[Math] Lebesgue outer measure of disjoint sets in $\mathbb{R}^n$

lebesgue-measuremeasure-theoryreal-analysis

If $d(A, B) > 0$, then it's true that $m^*(A\cup B) = m^*(A) + m^*(B)$. If there are disjoint open sets $U, V$ such that $A \subset U$ and $B \subset V$, doesn't it still hold that $m^*(A\cup B) = m^*(A) + m^*(B)$, even in the case $d(A, B) = 0$?

My thinking:

Since subadditivity gives the other direction, we just need to show $m^*(A\cup B) \geq m^*(A) + m^*(B)$. For some $\epsilon>0$, we have a covering of $A\cup B$ by disjoint closed cubes $\bigcup_{j=1}^{\infty} Q_j$, so that $\sum_{i=1}^{\infty} Q_j < m^*(A\cup B) + \epsilon$. If the cubes can be separated into those lying inside $U$ or $V$, we're done. In the case where some cubes intersect both $U$ and $V$, then for such $Q_j$, we can split the interior of $Q_j \cap U$ and $Q_j \cap V$ into coutably many disjoint open cubes. But then we'd have to worry about the boundaries of these sets, which I $think$ we can cover with cubes whose volumes totals no more than $\frac{\epsilon}{4^j}$. Now we are left with disjoint covers of $A$ and $B$ that are very close in volume to $\bigcup_{j=1}^{\infty} Q_j$.

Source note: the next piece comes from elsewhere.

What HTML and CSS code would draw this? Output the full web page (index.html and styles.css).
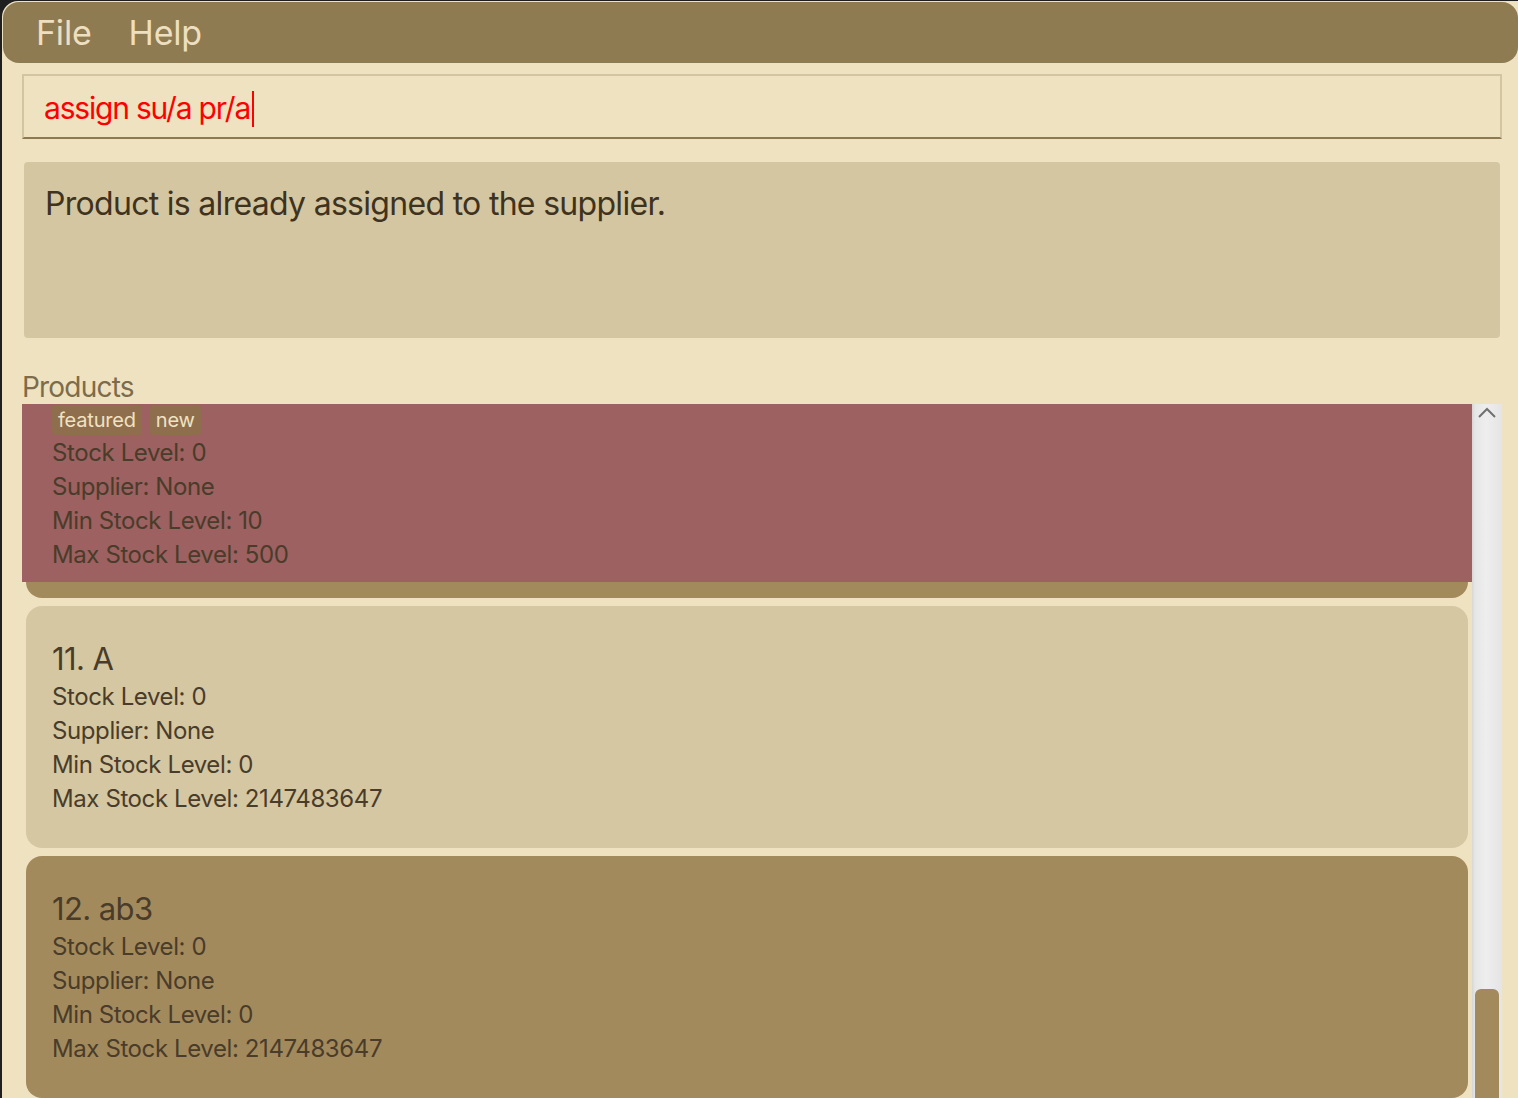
FILE: index.html
```html
<!DOCTYPE html>
<html>
<head>
<meta charset="utf-8">
<link rel="stylesheet" href="styles.css">
</head>
<body>
<div class="app">
  <div class="menubar">
    <span class="menu-item">File</span>
    <span class="menu-item">Help</span>
  </div>
  <div class="content">
    <div class="command-box">
      <span class="command-text">assign su/a pr/a</span><span class="caret"></span>
    </div>
    <div class="result-box">Product is already assigned to the supplier.</div>
    <div class="list-label">Products</div>
    <div class="list-area">
      <div class="list">
        <div class="cell selected">
          <div class="tags">
            <span class="tag">featured</span>
            <span class="tag">new</span>
          </div>
          <div class="line">Stock Level: 0</div>
          <div class="line">Supplier: None</div>
          <div class="line">Min Stock Level: 10</div>
          <div class="line">Max Stock Level: 500</div>
        </div>
        <div class="card-tail"></div>
        <div class="card light">
          <div class="title">11. A</div>
          <div class="line">Stock Level: 0</div>
          <div class="line">Supplier: None</div>
          <div class="line">Min Stock Level: 0</div>
          <div class="line">Max Stock Level: 2147483647</div>
        </div>
        <div class="card dark">
          <div class="title">12. ab3</div>
          <div class="line">Stock Level: 0</div>
          <div class="line">Supplier: None</div>
          <div class="line">Min Stock Level: 0</div>
          <div class="line">Max Stock Level: 2147483647</div>
        </div>
      </div>
      <div class="scrollbar">
        <svg class="arrow" width="20" height="12" viewBox="0 0 20 12">
          <path d="M2 10 L10 2 L18 10" fill="none" stroke="#707070" stroke-width="2"/>
        </svg>
        <div class="thumb"></div>
      </div>
    </div>
  </div>
</div>
</body>
</html>
```
FILE: styles.css
```css
html, body {
  margin: 0;
  padding: 0;
  height: 100%;
  overflow: hidden;
}
body {
  background: #1f1f1f;
  font-family: Inter, "Noto Sans", "Liberation Sans", sans-serif;
}
.app {
  margin: 1px 0 0 2px;
  height: 1097px;
  background: #efe2c1;
  border-top-left-radius: 16px;
  display: flex;
  flex-direction: column;
  overflow: hidden;
}
.menubar {
  height: 61px;
  margin: 1px 0 0 1px;
  background: #8e7b51;
  border-radius: 16px;
  display: flex;
  align-items: center;
  padding-left: 33px;
  gap: 37px;
  flex-shrink: 0;
}
.menu-item {
  color: #eedfc0;
  font-size: 34px;
  line-height: 40px;
  margin-top: 0;
  letter-spacing: -0.2px;
}
.content {
  padding: 0 16px 0 20px;
  display: flex;
  flex-direction: column;
  flex: 1;
  min-height: 0;
}
.command-box {
  margin-top: 11px;
  height: 65px;
  box-sizing: border-box;
  border: 2px solid #d3c59f;
  border-bottom: 2px solid #8e7a50;
  background: #efe2c1;
  display: flex;
  align-items: center;
  padding-left: 20px;
  flex-shrink: 0;
}
.command-text {
  color: #ff0000;
  font-size: 30px;
  line-height: 40px;
  margin-top: 2px;
  letter-spacing: -1.2px;
}
.caret {
  display: inline-block;
  width: 2px;
  height: 36px;
  background: #ff0000;
  margin-left: 2px;
  margin-top: 4px;
}
.result-box {
  margin: 23px 2px 0 2px;
  height: 176px;
  box-sizing: border-box;
  background: #d4c6a1;
  border-radius: 4px;
  padding: 21px 21px;
  color: #3f3320;
  font-size: 32px;
  line-height: 42px;
  letter-spacing: -0.7px;
  flex-shrink: 0;
}
.list-label {
  margin-top: 32px;
  height: 34px;
  font-size: 28px;
  line-height: 34px;
  color: #7d6c4b;
  letter-spacing: -0.8px;
  flex-shrink: 0;
}
.list-area {
  display: flex;
  flex: 1;
  min-height: 0;
}
.list {
  flex: 1;
  display: flex;
  flex-direction: column;
  overflow: hidden;
}
.cell.selected {
  background: #9c6160;
  height: 178px;
  box-sizing: border-box;
  padding: 1px 0 0 30px;
  flex-shrink: 0;
}
.tags {
  display: flex;
  gap: 8px;
  height: 30px;
  margin-bottom: 1px;
}
.tag {
  background: #8e6e4d;
  color: #f0e2c2;
  font-size: 20px;
  line-height: 30px;
  padding: 0 6px;
  border-radius: 3px;
  letter-spacing: -0.2px;
}
.line {
  font-size: 24px;
  line-height: 34px;
  color: #4a3c2a;
  letter-spacing: -0.4px;
}
.card-tail {
  height: 16px;
  margin: 0 4px;
  background: #a38a5c;
  border-radius: 0 0 16px 16px;
  flex-shrink: 0;
}
.card {
  margin: 8px 4px 0 4px;
  height: 242px;
  box-sizing: border-box;
  border-radius: 16px;
  padding: 34px 26px 0 26px;
  flex-shrink: 0;
}
.card.light {
  background: #d5c7a1;
}
.card.dark {
  background: #a38a5c;
}
.title {
  font-size: 31px;
  line-height: 38px;
  color: #4a3c2a;
  margin-bottom: 2px;
  letter-spacing: -0.6px;
}
.scrollbar {
  width: 30px;
  background: linear-gradient(to right, #d6d6d6 0px, #e6e6e6 3px, #eeeeee 14px, #e4e4e4 30px);
  display: flex;
  flex-direction: column;
  align-items: center;
  flex-shrink: 0;
}
.arrow {
  margin-top: 3px;
}
.thumb {
  margin-top: auto;
  width: 24px;
  height: 109px;
  background: #a38a5c;
  border-radius: 6px 6px 0 0;
}
```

Is this right? If so, is there a slicker proof?

Best Answer

HINT: For every $A$ subset of $\mathbb{R}^n$ we have $$m^{\star}(A)= \inf_{U \textrm{ open } \supset A} m(U)$$

$\bf{Added:}$ In fact, the above statement implies that for every $A$ subset of $\mathbb{R}^n$ we have $$m^{\star}(A)= \inf_{U \textrm{ measurable } \supset A} m(U)$$ Moreover, the equality is achieved for some $U \supset A$, $U$ countable intersection of open sets containing $A$. Therefore, if $A \subset U$, $B\subset V$, and $U$, $V$ are disjoint and ${ \it measurable}$ subsets then $m^*(A\cup B) = m^*(A) + m^*(B)$. Indeed: take $W\supset A \cup B$ measurable so that $m^*(A\cup B) = \mu(W)$. However, $\mu(W) \ge \mu( W \cap (U\cup V) ) = \mu(W \cap U) + \mu ( W \cap V) \ge m^*(A) + m^*(B)$.